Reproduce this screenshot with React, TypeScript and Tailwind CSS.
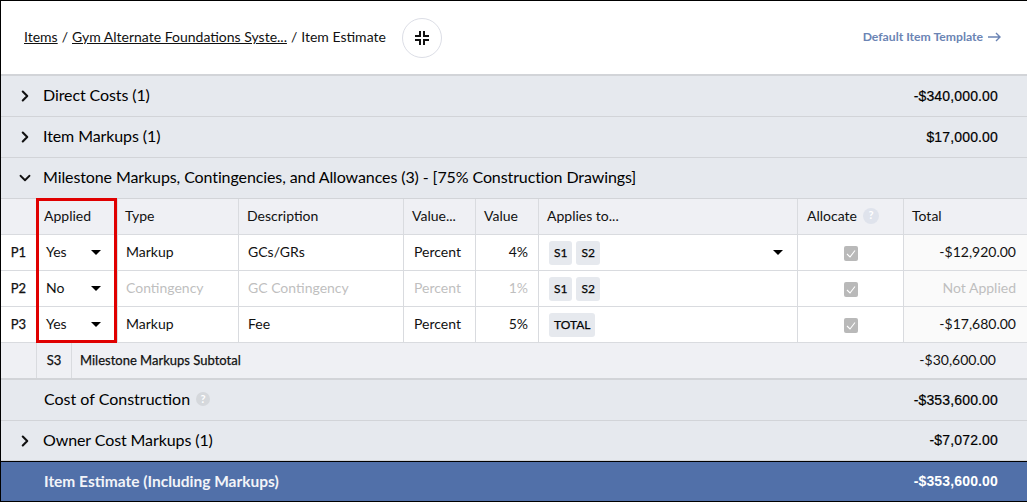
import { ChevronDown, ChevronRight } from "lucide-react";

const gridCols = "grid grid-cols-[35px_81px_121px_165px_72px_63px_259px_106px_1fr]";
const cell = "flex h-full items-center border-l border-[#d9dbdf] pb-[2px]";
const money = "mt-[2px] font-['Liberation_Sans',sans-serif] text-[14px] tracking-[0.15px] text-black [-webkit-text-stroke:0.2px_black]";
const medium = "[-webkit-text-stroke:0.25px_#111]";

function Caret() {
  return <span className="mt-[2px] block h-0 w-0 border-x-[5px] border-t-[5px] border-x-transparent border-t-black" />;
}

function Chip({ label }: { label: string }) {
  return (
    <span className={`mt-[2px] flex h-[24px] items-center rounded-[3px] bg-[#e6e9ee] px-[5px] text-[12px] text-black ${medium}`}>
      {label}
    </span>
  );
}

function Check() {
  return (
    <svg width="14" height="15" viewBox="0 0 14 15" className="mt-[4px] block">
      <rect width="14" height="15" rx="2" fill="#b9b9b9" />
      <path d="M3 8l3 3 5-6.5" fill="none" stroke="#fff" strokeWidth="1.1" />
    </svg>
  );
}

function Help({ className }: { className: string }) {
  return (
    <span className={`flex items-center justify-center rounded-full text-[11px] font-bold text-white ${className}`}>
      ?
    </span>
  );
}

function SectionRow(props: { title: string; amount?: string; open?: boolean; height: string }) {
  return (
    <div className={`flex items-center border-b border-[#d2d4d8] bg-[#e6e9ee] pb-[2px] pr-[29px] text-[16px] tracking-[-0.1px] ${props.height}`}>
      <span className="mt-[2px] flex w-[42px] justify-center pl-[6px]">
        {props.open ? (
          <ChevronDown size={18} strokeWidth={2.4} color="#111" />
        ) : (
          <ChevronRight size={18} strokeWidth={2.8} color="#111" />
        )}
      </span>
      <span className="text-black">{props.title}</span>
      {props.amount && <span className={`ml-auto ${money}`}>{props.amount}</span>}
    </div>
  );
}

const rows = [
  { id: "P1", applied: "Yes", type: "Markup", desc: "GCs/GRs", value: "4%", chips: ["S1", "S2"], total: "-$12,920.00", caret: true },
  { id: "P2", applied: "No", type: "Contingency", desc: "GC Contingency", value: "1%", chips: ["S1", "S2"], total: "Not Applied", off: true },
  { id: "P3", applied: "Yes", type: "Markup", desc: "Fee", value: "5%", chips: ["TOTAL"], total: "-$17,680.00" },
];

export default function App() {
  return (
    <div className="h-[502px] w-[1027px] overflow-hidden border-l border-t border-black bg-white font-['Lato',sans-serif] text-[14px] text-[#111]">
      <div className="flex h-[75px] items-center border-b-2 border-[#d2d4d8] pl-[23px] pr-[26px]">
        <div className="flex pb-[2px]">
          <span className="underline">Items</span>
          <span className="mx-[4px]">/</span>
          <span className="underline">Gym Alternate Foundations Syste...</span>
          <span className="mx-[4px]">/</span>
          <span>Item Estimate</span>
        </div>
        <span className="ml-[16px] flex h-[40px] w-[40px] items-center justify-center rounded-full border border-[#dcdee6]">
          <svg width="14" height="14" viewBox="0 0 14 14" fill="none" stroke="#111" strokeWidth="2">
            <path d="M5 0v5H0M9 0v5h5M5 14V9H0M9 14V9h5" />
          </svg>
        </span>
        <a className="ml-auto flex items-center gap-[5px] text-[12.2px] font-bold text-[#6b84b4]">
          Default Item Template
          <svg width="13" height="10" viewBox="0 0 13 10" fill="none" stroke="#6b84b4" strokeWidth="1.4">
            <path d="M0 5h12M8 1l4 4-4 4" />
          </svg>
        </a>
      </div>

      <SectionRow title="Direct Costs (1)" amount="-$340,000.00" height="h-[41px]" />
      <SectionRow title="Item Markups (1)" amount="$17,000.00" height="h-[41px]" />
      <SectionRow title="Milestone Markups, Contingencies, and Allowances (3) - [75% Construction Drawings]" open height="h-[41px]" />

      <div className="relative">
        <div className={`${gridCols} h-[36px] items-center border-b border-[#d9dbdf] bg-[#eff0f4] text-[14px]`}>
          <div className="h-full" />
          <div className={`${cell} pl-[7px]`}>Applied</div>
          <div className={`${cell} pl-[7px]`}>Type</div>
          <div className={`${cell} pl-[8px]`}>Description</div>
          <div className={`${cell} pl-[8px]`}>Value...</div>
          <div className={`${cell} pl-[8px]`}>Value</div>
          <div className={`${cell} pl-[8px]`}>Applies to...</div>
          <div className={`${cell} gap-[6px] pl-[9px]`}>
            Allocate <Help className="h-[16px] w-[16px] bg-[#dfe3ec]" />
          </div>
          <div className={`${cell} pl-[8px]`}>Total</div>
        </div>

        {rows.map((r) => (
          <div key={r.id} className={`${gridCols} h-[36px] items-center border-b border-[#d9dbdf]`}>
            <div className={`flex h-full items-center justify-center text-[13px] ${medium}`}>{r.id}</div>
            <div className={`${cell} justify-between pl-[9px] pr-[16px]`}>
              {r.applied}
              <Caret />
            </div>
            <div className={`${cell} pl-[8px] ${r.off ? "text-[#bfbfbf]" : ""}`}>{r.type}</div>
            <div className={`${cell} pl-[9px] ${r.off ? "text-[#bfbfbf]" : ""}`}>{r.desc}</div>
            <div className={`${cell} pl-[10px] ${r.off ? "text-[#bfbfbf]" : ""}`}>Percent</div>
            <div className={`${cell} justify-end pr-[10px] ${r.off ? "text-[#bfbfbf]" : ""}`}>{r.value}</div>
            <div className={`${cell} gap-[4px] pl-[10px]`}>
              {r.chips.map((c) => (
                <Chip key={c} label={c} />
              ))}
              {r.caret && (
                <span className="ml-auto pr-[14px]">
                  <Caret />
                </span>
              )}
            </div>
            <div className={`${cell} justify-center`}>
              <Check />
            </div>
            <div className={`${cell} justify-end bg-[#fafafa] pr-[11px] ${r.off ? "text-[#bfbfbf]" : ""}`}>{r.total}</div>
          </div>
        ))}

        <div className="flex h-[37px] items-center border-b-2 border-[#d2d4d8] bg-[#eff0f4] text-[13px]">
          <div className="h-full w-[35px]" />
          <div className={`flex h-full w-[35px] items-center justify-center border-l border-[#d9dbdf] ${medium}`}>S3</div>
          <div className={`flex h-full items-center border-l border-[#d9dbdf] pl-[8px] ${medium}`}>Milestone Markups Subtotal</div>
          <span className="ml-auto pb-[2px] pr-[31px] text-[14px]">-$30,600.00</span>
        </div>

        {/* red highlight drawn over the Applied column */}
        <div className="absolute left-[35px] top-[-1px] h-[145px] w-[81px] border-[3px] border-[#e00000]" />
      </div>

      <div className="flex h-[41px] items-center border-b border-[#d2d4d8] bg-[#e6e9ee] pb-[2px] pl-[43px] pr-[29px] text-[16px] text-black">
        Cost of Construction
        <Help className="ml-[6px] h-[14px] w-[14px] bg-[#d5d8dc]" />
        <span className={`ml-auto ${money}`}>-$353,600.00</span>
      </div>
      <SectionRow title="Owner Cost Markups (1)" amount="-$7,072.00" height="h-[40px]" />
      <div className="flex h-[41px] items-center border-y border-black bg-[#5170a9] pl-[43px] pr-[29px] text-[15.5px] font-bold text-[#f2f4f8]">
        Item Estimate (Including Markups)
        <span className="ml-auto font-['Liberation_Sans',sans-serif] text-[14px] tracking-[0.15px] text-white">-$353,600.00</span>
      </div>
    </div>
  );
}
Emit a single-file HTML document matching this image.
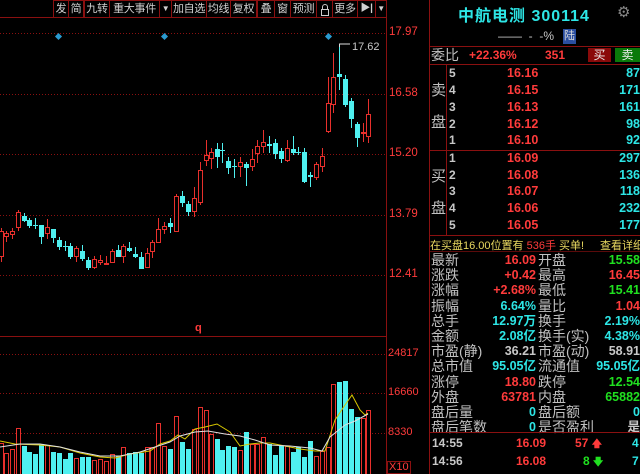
#####
Exercise – Can you retype every record above exactly, leaving out the pictures?

Written answer –
Reproduce this screenshot with React, TypeScript and Tailwind CSS.
import { ChevronDown, ChevronRight } from "lucide-react";

const gridCols = "grid grid-cols-[35px_81px_121px_165px_72px_63px_259px_106px_1fr]";
const cell = "flex h-full items-center border-l border-[#d9dbdf] pb-[2px]";
const money = "mt-[2px] font-['Liberation_Sans',sans-serif] text-[14px] tracking-[0.15px] text-black [-webkit-text-stroke:0.2px_black]";
const medium = "[-webkit-text-stroke:0.25px_#111]";

function Caret() {
  return <span className="mt-[2px] block h-0 w-0 border-x-[5px] border-t-[5px] border-x-transparent border-t-black" />;
}

function Chip({ label }: { label: string }) {
  return (
    <span className={`mt-[2px] flex h-[24px] items-center rounded-[3px] bg-[#e6e9ee] px-[5px] text-[12px] text-black ${medium}`}>
      {label}
    </span>
  );
}

function Check() {
  return (
    <svg width="14" height="15" viewBox="0 0 14 15" className="mt-[4px] block">
      <rect width="14" height="15" rx="2" fill="#b9b9b9" />
      <path d="M3 8l3 3 5-6.5" fill="none" stroke="#fff" strokeWidth="1.1" />
    </svg>
  );
}

function Help({ className }: { className: string }) {
  return (
    <span className={`flex items-center justify-center rounded-full text-[11px] font-bold text-white ${className}`}>
      ?
    </span>
  );
}

function SectionRow(props: { title: string; amount?: string; open?: boolean; height: string }) {
  return (
    <div className={`flex items-center border-b border-[#d2d4d8] bg-[#e6e9ee] pb-[2px] pr-[29px] text-[16px] tracking-[-0.1px] ${props.height}`}>
      <span className="mt-[2px] flex w-[42px] justify-center pl-[6px]">
        {props.open ? (
          <ChevronDown size={18} strokeWidth={2.4} color="#111" />
        ) : (
          <ChevronRight size={18} strokeWidth={2.8} color="#111" />
        )}
      </span>
      <span className="text-black">{props.title}</span>
      {props.amount && <span className={`ml-auto ${money}`}>{props.amount}</span>}
    </div>
  );
}

const rows = [
  { id: "P1", applied: "Yes", type: "Markup", desc: "GCs/GRs", value: "4%", chips: ["S1", "S2"], total: "-$12,920.00", caret: true },
  { id: "P2", applied: "No", type: "Contingency", desc: "GC Contingency", value: "1%", chips: ["S1", "S2"], total: "Not Applied", off: true },
  { id: "P3", applied: "Yes", type: "Markup", desc: "Fee", value: "5%", chips: ["TOTAL"], total: "-$17,680.00" },
];

export default function App() {
  return (
    <div className="h-[502px] w-[1027px] overflow-hidden border-l border-t border-black bg-white font-['Lato',sans-serif] text-[14px] text-[#111]">
      <div className="flex h-[75px] items-center border-b-2 border-[#d2d4d8] pl-[23px] pr-[26px]">
        <div className="flex pb-[2px]">
          <span className="underline">Items</span>
          <span className="mx-[4px]">/</span>
          <span className="underline">Gym Alternate Foundations Syste...</span>
          <span className="mx-[4px]">/</span>
          <span>Item Estimate</span>
        </div>
        <span className="ml-[16px] flex h-[40px] w-[40px] items-center justify-center rounded-full border border-[#dcdee6]">
          <svg width="14" height="14" viewBox="0 0 14 14" fill="none" stroke="#111" strokeWidth="2">
            <path d="M5 0v5H0M9 0v5h5M5 14V9H0M9 14V9h5" />
          </svg>
        </span>
        <a className="ml-auto flex items-center gap-[5px] text-[12.2px] font-bold text-[#6b84b4]">
          Default Item Template
          <svg width="13" height="10" viewBox="0 0 13 10" fill="none" stroke="#6b84b4" strokeWidth="1.4">
            <path d="M0 5h12M8 1l4 4-4 4" />
          </svg>
        </a>
      </div>

      <SectionRow title="Direct Costs (1)" amount="-$340,000.00" height="h-[41px]" />
      <SectionRow title="Item Markups (1)" amount="$17,000.00" height="h-[41px]" />
      <SectionRow title="Milestone Markups, Contingencies, and Allowances (3) - [75% Construction Drawings]" open height="h-[41px]" />

      <div className="relative">
        <div className={`${gridCols} h-[36px] items-center border-b border-[#d9dbdf] bg-[#eff0f4] text-[14px]`}>
          <div className="h-full" />
          <div className={`${cell} pl-[7px]`}>Applied</div>
          <div className={`${cell} pl-[7px]`}>Type</div>
          <div className={`${cell} pl-[8px]`}>Description</div>
          <div className={`${cell} pl-[8px]`}>Value...</div>
          <div className={`${cell} pl-[8px]`}>Value</div>
          <div className={`${cell} pl-[8px]`}>Applies to...</div>
          <div className={`${cell} gap-[6px] pl-[9px]`}>
            Allocate <Help className="h-[16px] w-[16px] bg-[#dfe3ec]" />
          </div>
          <div className={`${cell} pl-[8px]`}>Total</div>
        </div>

        {rows.map((r) => (
          <div key={r.id} className={`${gridCols} h-[36px] items-center border-b border-[#d9dbdf]`}>
            <div className={`flex h-full items-center justify-center text-[13px] ${medium}`}>{r.id}</div>
            <div className={`${cell} justify-between pl-[9px] pr-[16px]`}>
              {r.applied}
              <Caret />
            </div>
            <div className={`${cell} pl-[8px] ${r.off ? "text-[#bfbfbf]" : ""}`}>{r.type}</div>
            <div className={`${cell} pl-[9px] ${r.off ? "text-[#bfbfbf]" : ""}`}>{r.desc}</div>
            <div className={`${cell} pl-[10px] ${r.off ? "text-[#bfbfbf]" : ""}`}>Percent</div>
            <div className={`${cell} justify-end pr-[10px] ${r.off ? "text-[#bfbfbf]" : ""}`}>{r.value}</div>
            <div className={`${cell} gap-[4px] pl-[10px]`}>
              {r.chips.map((c) => (
                <Chip key={c} label={c} />
              ))}
              {r.caret && (
                <span className="ml-auto pr-[14px]">
                  <Caret />
                </span>
              )}
            </div>
            <div className={`${cell} justify-center`}>
              <Check />
            </div>
            <div className={`${cell} justify-end bg-[#fafafa] pr-[11px] ${r.off ? "text-[#bfbfbf]" : ""}`}>{r.total}</div>
          </div>
        ))}

        <div className="flex h-[37px] items-center border-b-2 border-[#d2d4d8] bg-[#eff0f4] text-[13px]">
          <div className="h-full w-[35px]" />
          <div className={`flex h-full w-[35px] items-center justify-center border-l border-[#d9dbdf] ${medium}`}>S3</div>
          <div className={`flex h-full items-center border-l border-[#d9dbdf] pl-[8px] ${medium}`}>Milestone Markups Subtotal</div>
          <span className="ml-auto pb-[2px] pr-[31px] text-[14px]">-$30,600.00</span>
        </div>

        {/* red highlight drawn over the Applied column */}
        <div className="absolute left-[35px] top-[-1px] h-[145px] w-[81px] border-[3px] border-[#e00000]" />
      </div>

      <div className="flex h-[41px] items-center border-b border-[#d2d4d8] bg-[#e6e9ee] pb-[2px] pl-[43px] pr-[29px] text-[16px] text-black">
        Cost of Construction
        <Help className="ml-[6px] h-[14px] w-[14px] bg-[#d5d8dc]" />
        <span className={`ml-auto ${money}`}>-$353,600.00</span>
      </div>
      <SectionRow title="Owner Cost Markups (1)" amount="-$7,072.00" height="h-[40px]" />
      <div className="flex h-[41px] items-center border-y border-black bg-[#5170a9] pl-[43px] pr-[29px] text-[15.5px] font-bold text-[#f2f4f8]">
        Item Estimate (Including Markups)
        <span className="ml-auto font-['Liberation_Sans',sans-serif] text-[14px] tracking-[0.15px] text-white">-$353,600.00</span>
      </div>
    </div>
  );
}
Emit a single-file HTML document matching this image.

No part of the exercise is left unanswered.